For obox, dictmap requires using the Cassandra dictionary.
TIP
Cassandra support is done via Dovecot's SQL dict, because Cassandra CQL is implemented as a lib-sql driver.
@fs_dictmap_defaults
Default | [None] |
---|---|
Value | Groups Includes |
Allowed Values | cassandra |
See Also |
fs_dictmap_bucket_cache_path
Default | [None]obox { "%{home}/buckets.cache" } |
---|---|
Value | string |
See Also |
Required when fs_dictmap_bucket_size
is set. Bucket counters are
cached in this file. This path should be located under the obox indexes
directory (on the SSD backed cache mount point; e.g.
%{home}/buckets.cache
).
fs_dictmap_bucket_deleted_days
Default | 0obox { 11 } |
---|---|
Value | unsigned integer |
See Also |
Track Cassandra's tombstones in buckets.cache
file to avoid creating
excessively large buckets when a lot of mails are saved and deleted in a
folder. The value should be one day longer than gc_grace_seconds
for the
user_mailbox_objects
table. By default this is 10 days, so in that case
fs_dictmap_bucket_deleted_days = 11
should be used. When determining
whether fs_dictmap_bucket_size
is reached and a new one needs to be
created, with this setting the tombstones are also taken into account. This
tracking is preserved only as long as the buckets.cache
exists.
fs_dictmap_bucket_size
Default | 0obox { 10000 } |
---|---|
Value | unsigned integer |
Dependencies | |
See Also |
Separate email objects into buckets, where each bucket can have a maximum of
this many emails. This should be set to 10000
with Cassandra to avoid
partitions becoming too large when there are a lot of emails.

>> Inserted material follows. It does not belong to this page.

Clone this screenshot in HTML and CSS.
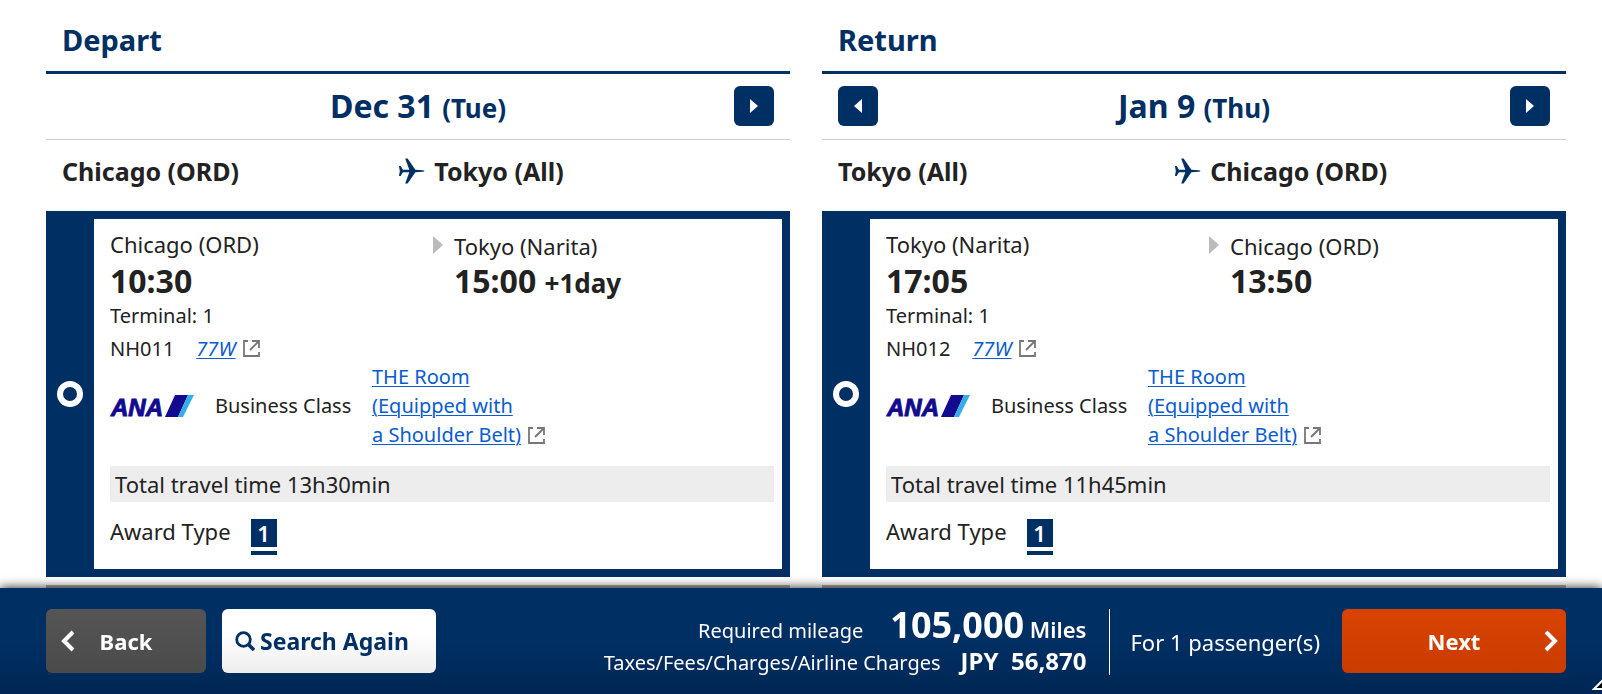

fs_dictmap_cleanup_uncertain
Default | yes |
---|---|
Value | boolean |
See Also |
If a write to Cassandra fails with uncertainty and this setting is enabled Dovecot attempts to clean it up.
fs_dictmap_delete_dangling_links
Default | no |
---|---|
Value | boolean |
See Also |
If an object exists in dict, but not in storage, delete it automatically from dict when it's noticed.
WARNING
This setting isn't safe to use by default, because storage may return "object doesn't exist" errors only temporarily during split brain.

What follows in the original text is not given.